BaTiO3‐doped silicon nanocomposite anodes capacity enhancement for ultra‐high capacity rechargeable lithium‐ion batteries

Abstract

Silicon anodes are vital for the next generation ultra-high capacity rechargeable lithium-ion batteries. This study investigates ultrasmall silicon nanopowder (30–40 nm) as an anode material. Its high capacity > 3700 mAh/g makes it attractive, given the current theoretical capacity of graphite is ten times lower (370 mAh/g). However, it has severe instability due to volume expansion of silicon particles during charging. Hence, BaTiO3 nanomaterial was used to stabilise the cycling ability and improve the capacity. This study showed that silicon anode with BaTiO3 retained 40% of its original capacity after the 100th cycle where the silicon anode without BaTiO3 lost almost all of its capacity.
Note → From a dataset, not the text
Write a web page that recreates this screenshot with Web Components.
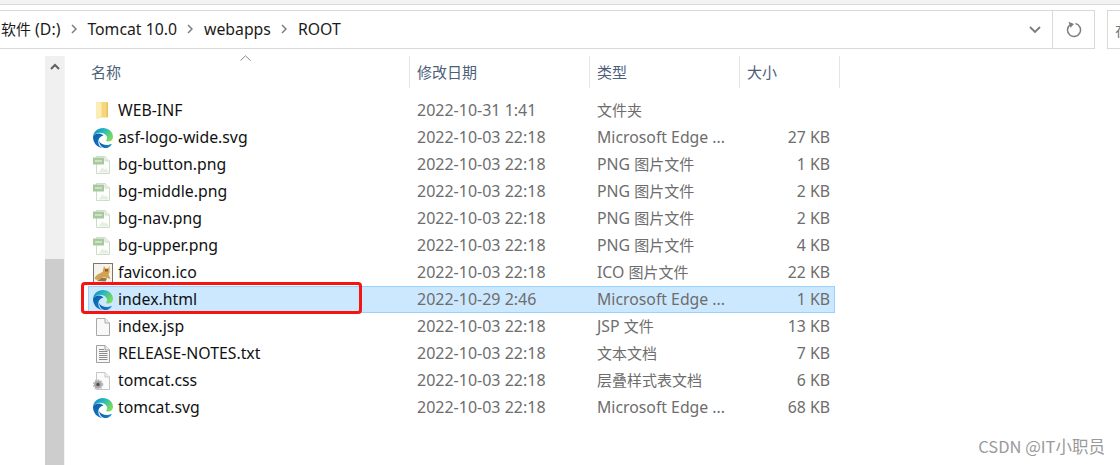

The silicon anode with BaTiO3 also managed to regain and sustain ∼800 mAh/g of its capacity at slow charging rate compared to the silicon anode without BaTiO3. Water was used as a solvent and the basic changes in oxidation states of the silicon anode were investigated using X-ray photoemission spectroscopy and proved the creation of COx at different rates of repeated cycling. The work also provides detailed mapping of the different stages as the silicon nanopowder undergoes cycling. It provides a simple and effective way of synthesising and testing nearly pure silicon anodes.